Below, locate the line that contains "Convert this screenshot to React, TypeScript and Tailwind". Repeat exactly from that line to the line that contains "import React from", inclusive, leaving out the pictures.

— START DATASET ENTRIES —

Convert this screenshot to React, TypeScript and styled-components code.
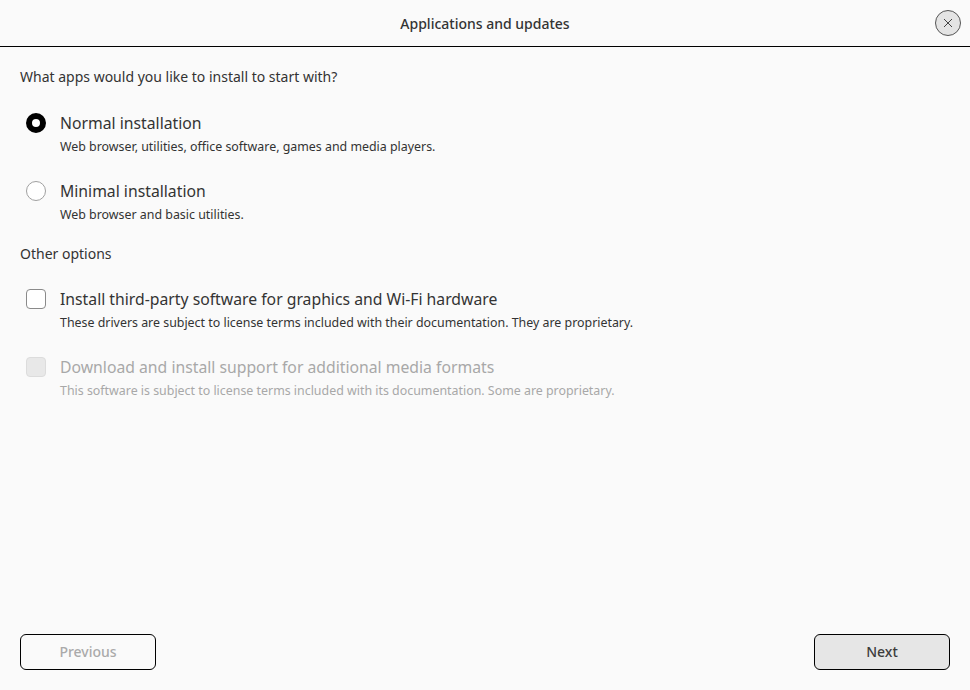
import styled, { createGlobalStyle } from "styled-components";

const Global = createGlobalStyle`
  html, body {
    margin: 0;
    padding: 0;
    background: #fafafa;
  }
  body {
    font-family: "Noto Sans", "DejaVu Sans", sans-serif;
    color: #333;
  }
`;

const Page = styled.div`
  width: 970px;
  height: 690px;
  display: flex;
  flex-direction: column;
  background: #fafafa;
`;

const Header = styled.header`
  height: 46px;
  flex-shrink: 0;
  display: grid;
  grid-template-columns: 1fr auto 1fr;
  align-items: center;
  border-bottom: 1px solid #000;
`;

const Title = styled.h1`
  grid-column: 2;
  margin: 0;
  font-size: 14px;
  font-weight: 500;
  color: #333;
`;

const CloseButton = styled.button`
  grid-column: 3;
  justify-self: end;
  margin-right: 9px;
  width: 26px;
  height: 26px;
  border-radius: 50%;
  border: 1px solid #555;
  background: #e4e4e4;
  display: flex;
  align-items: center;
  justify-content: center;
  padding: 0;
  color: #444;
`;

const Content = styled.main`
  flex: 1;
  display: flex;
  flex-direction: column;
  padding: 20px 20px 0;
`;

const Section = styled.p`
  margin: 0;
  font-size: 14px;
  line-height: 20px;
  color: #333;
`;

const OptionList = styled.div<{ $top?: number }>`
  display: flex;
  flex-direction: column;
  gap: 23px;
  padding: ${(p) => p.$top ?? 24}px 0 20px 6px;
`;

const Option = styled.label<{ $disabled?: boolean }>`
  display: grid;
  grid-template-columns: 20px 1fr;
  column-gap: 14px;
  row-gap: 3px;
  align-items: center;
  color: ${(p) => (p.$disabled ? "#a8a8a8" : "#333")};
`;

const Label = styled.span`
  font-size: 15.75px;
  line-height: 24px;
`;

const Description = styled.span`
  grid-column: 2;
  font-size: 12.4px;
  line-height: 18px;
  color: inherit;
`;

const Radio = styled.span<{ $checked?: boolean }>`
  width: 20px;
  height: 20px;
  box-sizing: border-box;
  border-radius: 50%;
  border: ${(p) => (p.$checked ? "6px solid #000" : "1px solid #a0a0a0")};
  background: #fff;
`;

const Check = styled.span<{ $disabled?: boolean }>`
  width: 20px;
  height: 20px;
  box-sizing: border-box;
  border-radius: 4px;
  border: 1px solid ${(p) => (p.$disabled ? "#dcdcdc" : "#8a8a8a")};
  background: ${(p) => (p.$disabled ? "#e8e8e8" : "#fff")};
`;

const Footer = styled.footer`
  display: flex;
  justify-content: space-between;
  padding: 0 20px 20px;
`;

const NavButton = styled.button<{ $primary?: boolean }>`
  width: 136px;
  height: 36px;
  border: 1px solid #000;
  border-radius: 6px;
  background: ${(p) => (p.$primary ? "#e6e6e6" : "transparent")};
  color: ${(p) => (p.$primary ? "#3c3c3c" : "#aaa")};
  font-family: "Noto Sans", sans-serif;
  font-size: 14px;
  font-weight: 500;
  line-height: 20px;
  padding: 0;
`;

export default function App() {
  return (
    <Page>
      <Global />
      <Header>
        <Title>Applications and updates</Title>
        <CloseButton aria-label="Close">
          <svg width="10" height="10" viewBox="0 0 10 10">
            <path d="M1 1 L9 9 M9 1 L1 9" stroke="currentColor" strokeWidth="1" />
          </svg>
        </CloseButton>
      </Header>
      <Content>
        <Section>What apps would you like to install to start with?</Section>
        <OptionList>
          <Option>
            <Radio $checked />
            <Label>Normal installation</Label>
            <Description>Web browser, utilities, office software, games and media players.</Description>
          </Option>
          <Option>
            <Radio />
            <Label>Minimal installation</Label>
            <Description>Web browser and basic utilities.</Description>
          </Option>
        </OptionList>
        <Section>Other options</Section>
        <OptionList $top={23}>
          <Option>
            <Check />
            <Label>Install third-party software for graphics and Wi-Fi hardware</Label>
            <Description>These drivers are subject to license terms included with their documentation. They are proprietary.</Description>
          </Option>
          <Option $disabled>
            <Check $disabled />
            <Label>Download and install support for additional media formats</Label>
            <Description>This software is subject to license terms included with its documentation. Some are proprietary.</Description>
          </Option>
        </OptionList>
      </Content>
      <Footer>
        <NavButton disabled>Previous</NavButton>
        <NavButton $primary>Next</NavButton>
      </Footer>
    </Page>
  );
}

— END DATASET ENTRIES —
— START DATASET ENTRIES —

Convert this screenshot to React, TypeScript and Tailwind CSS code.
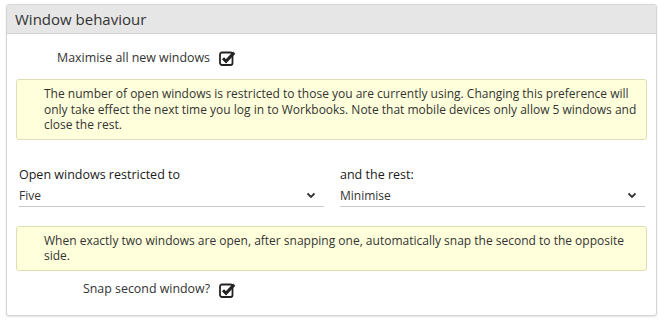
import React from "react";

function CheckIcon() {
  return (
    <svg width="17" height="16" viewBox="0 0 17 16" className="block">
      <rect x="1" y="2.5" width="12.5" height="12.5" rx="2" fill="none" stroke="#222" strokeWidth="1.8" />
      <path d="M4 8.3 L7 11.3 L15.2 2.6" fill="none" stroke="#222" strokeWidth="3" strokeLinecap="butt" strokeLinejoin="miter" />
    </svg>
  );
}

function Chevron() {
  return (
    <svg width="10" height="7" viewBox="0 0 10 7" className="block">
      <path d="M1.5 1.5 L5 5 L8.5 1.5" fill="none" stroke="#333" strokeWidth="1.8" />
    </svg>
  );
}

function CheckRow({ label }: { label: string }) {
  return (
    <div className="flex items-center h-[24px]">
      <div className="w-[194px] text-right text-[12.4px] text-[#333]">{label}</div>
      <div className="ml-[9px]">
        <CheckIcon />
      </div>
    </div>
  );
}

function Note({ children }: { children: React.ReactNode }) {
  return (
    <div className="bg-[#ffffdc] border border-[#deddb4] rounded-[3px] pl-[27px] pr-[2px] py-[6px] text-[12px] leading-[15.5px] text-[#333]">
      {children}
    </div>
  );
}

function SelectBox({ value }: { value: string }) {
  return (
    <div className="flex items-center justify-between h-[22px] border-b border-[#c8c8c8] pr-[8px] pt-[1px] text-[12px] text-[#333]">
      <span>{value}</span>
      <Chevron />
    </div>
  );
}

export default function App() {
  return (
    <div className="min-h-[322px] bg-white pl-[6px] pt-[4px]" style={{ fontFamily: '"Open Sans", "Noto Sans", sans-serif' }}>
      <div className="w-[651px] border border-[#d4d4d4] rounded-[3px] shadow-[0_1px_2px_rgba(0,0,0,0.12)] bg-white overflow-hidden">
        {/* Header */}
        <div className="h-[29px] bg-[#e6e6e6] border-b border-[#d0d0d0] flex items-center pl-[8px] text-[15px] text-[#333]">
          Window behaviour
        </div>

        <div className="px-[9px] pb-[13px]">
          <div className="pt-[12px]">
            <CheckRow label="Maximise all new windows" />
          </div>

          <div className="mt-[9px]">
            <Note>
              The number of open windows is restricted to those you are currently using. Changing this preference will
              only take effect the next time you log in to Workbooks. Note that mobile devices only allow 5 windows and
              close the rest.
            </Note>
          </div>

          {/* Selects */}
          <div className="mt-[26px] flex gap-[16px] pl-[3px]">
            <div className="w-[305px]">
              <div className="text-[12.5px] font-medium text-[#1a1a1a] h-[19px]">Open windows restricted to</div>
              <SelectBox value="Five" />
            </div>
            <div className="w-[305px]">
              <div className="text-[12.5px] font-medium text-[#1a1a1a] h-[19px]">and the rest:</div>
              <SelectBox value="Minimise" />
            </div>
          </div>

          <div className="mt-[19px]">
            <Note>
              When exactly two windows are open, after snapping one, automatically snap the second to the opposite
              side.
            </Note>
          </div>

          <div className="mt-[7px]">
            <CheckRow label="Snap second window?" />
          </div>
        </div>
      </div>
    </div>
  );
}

— END DATASET ENTRIES —

▶ [EXERCISE OUTPUT]:
Convert this screenshot to React, TypeScript and Tailwind CSS code.
import React from "react";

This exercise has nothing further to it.